_Required work:_ Retype all material exactly. Pictures stay out of the copy.

_Given data:_
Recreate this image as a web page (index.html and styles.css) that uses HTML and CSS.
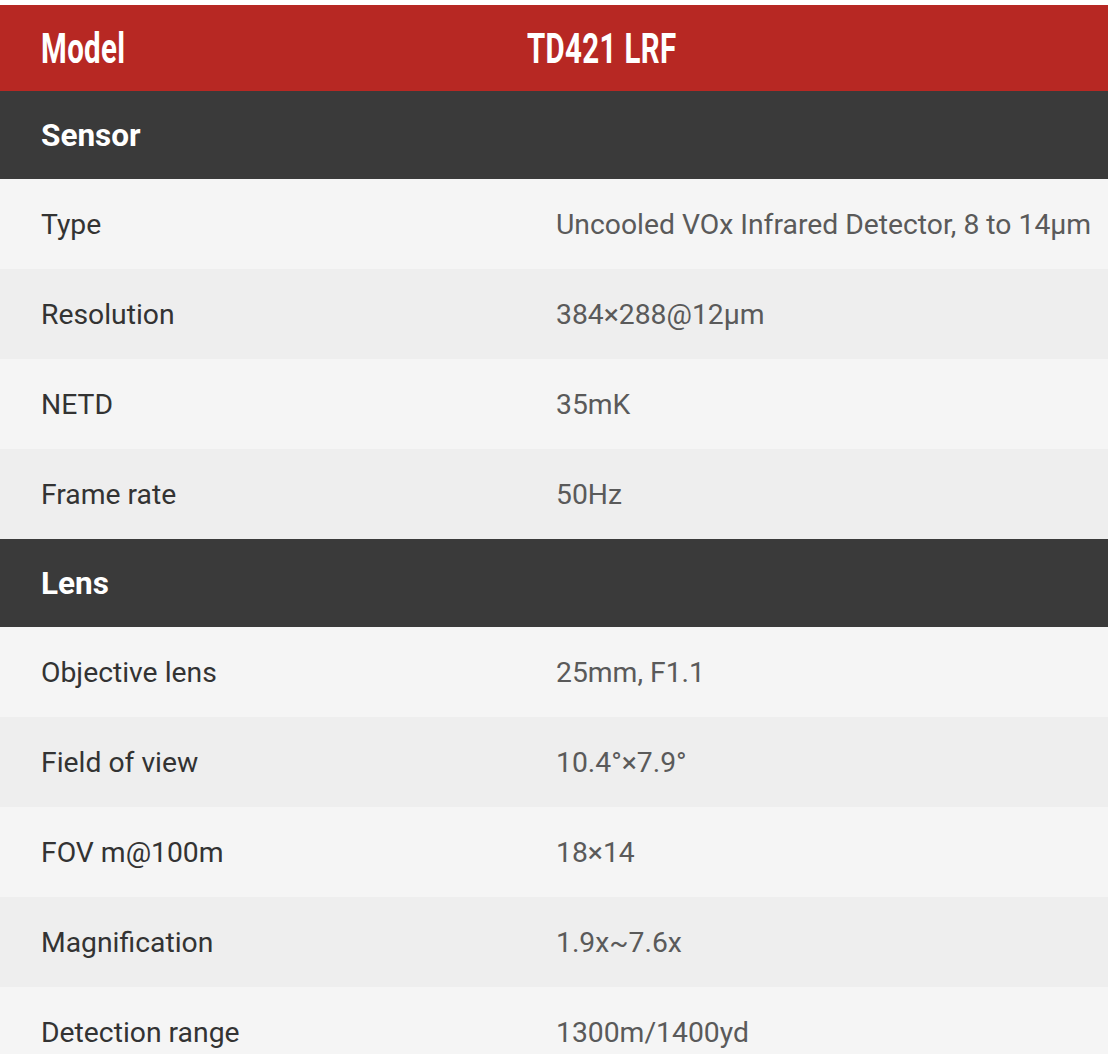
FILE: index.html
```html
<!DOCTYPE html>
<html>
<head>
<meta charset="utf-8">
<link rel="stylesheet" href="styles.css">
</head>
<body>
<div class="spec">
  <div class="head">
    <div class="head-label"><span class="cond">Model</span></div>
    <div class="head-value"><span class="cond">TD421 LRF</span></div>
  </div>
  <div class="section">Sensor</div>
  <div class="row odd"><div class="label">Type</div><div class="value">Uncooled VOx Infrared Detector, 8 to 14μm</div></div>
  <div class="row even"><div class="label">Resolution</div><div class="value">384×288@12μm</div></div>
  <div class="row odd"><div class="label">NETD</div><div class="value">35mK</div></div>
  <div class="row even"><div class="label">Frame rate</div><div class="value">50Hz</div></div>
  <div class="section">Lens</div>
  <div class="row odd"><div class="label">Objective lens</div><div class="value">25mm, F1.1</div></div>
  <div class="row even"><div class="label">Field of view</div><div class="value">10.4°×7.9°</div></div>
  <div class="row odd"><div class="label">FOV m@100m</div><div class="value">18×14</div></div>
  <div class="row even"><div class="label">Magnification</div><div class="value">1.9x~7.6x</div></div>
  <div class="row odd"><div class="label">Detection range</div><div class="value">1300m/1400yd</div></div>
</div>
</body>
</html>
```
FILE: styles.css
```css
html, body {
  margin: 0;
  padding: 0;
  background: #ffffff;
  overflow: hidden;
}
body {
  padding-top: 5px;
  font-family: Roboto, "Liberation Sans", sans-serif;
}
.spec {
  width: 1108px;
}
.head {
  display: flex;
  align-items: center;
  height: 86px;
  background: #b72823;
  color: #ffffff;
}
.head-label {
  width: 527px;
  padding-left: 41px;
  box-sizing: border-box;
}
.cond {
  display: inline-block;
  font-weight: 700;
  font-size: 43px;
  transform: scaleX(0.685);
  transform-origin: left center;
  letter-spacing: 0.5px;
}
.section {
  display: flex;
  align-items: center;
  height: 88px;
  padding-left: 41px;
  background: #3a3a3a;
  color: #ffffff;
  font-weight: 700;
  font-size: 31.5px;
}
.row {
  display: flex;
  align-items: center;
  height: 90px;
  font-size: 28.3px;
}
.odd { background: #f5f5f5; }
.even { background: #eeeeee; }
.label {
  width: 556px;
  padding-left: 41px;
  box-sizing: border-box;
  color: #333333;
}
.value {
  color: #5a5a5a;
  white-space: nowrap;
}
```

_Solution to the exercise:_
Recreate this image as a web page (index.html and styles.css) that uses HTML and CSS.
FILE: index.html
```html
<!DOCTYPE html>
<html>
<head>
<meta charset="utf-8">
<link rel="stylesheet" href="styles.css">
</head>
<body>
<div class="spec">
  <div class="head">
    <div class="head-label"><span class="cond">Model</span></div>
    <div class="head-value"><span class="cond">TD421 LRF</span></div>
  </div>
  <div class="section">Sensor</div>
  <div class="row odd"><div class="label">Type</div><div class="value">Uncooled VOx Infrared Detector, 8 to 14μm</div></div>
  <div class="row even"><div class="label">Resolution</div><div class="value">384×288@12μm</div></div>
  <div class="row odd"><div class="label">NETD</div><div class="value">35mK</div></div>
  <div class="row even"><div class="label">Frame rate</div><div class="value">50Hz</div></div>
  <div class="section">Lens</div>
  <div class="row odd"><div class="label">Objective lens</div><div class="value">25mm, F1.1</div></div>
  <div class="row even"><div class="label">Field of view</div><div class="value">10.4°×7.9°</div></div>
  <div class="row odd"><div class="label">FOV m@100m</div><div class="value">18×14</div></div>
  <div class="row even"><div class="label">Magnification</div><div class="value">1.9x~7.6x</div></div>
  <div class="row odd"><div class="label">Detection range</div><div class="value">1300m/1400yd</div></div>
</div>
</body>
</html>
```
FILE: styles.css
```css
html, body {
  margin: 0;
  padding: 0;
  background: #ffffff;
  overflow: hidden;
}
body {
  padding-top: 5px;
  font-family: Roboto, "Liberation Sans", sans-serif;
}
.spec {
  width: 1108px;
}
.head {
  display: flex;
  align-items: center;
  height: 86px;
  background: #b72823;
  color: #ffffff;
}
.head-label {
  width: 527px;
  padding-left: 41px;
  box-sizing: border-box;
}
.cond {
  display: inline-block;
  font-weight: 700;
  font-size: 43px;
  transform: scaleX(0.685);
  transform-origin: left center;
  letter-spacing: 0.5px;
}
.section {
  display: flex;
  align-items: center;
  height: 88px;
  padding-left: 41px;
  background: #3a3a3a;
  color: #ffffff;
  font-weight: 700;
  font-size: 31.5px;
}
.row {
  display: flex;
  align-items: center;
  height: 90px;
  font-size: 28.3px;
}
.odd { background: #f5f5f5; }
.even { background: #eeeeee; }
.label {
  width: 556px;
  padding-left: 41px;
  box-sizing: border-box;
  color: #333333;
}
.value {
  color: #5a5a5a;
  white-space: nowrap;
}
```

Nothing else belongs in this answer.